Last December, the FBI and the Homeland Security Department sent a memo to law enforcement agencies saying terrorists may be using laser beams to bring down planes.

In September 2004, a Delta pilot claimed a laser beam injured him as he was about to land his jet in Salt Lake City. Then similar incidents in New Jersey, Oregon and other states.

Since last November, pilots have reported more than a hundred such laser incidents. All of the flights landed safely, but federal officials worried the intense lights could distract, disorient or even temporarily blind a pilot, according to ophthalmology expert Bowles Hamill, β€œ...the retina in the back of the eye can actually become thermally burned from these lasers.”

Now the Air Force is planning to use lasers to warn planes once they stray into the restricted air space over Washington D.C.

But Air Force official Ed Daniel assures the new laser is different than those used by potential terrorists or pranksters. β€œAt five miles [eight kilometers] it's dispersed to a hundred feet [30 meters]. It's not centrally on the pilot's eyeball, but dispersed over an area.”

The No-Fly Zone covers an area over 5,000 square kilometers around Washington DC.

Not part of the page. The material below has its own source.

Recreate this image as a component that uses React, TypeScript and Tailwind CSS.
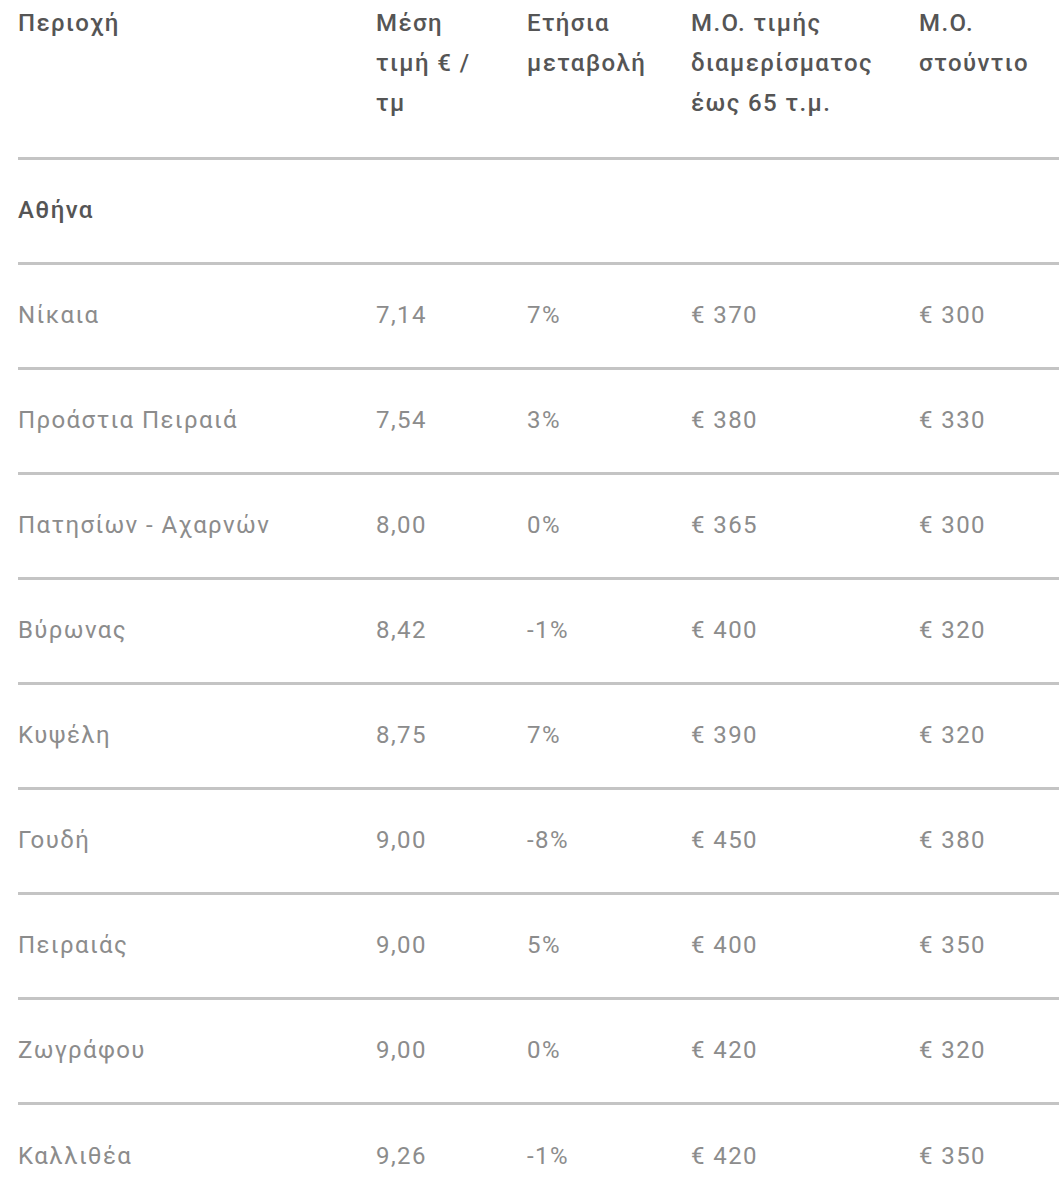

It's the same no fly zone that a small aircraft flew into last week, causing a security breach and evacuation of the Capitol Building and the White House.

Beginning Saturday, if a plane is detected in the No-Fly Zone, a laser beam will be projected towards it to warn the pilot the plane is in forbidden airspace.

The program's goal is to avoid further security incidents and to implement a more cost-effective warning system.

It costs the defense department more than $30,000 to scramble a single fighter. In last week's incident, they scrambled two.

An FAA spokeswoman says private pilots, military, and law-enforcement aircraft have violated the restricted airspace more than a thousand times since the creation of the No-Fly Zone in February 2003.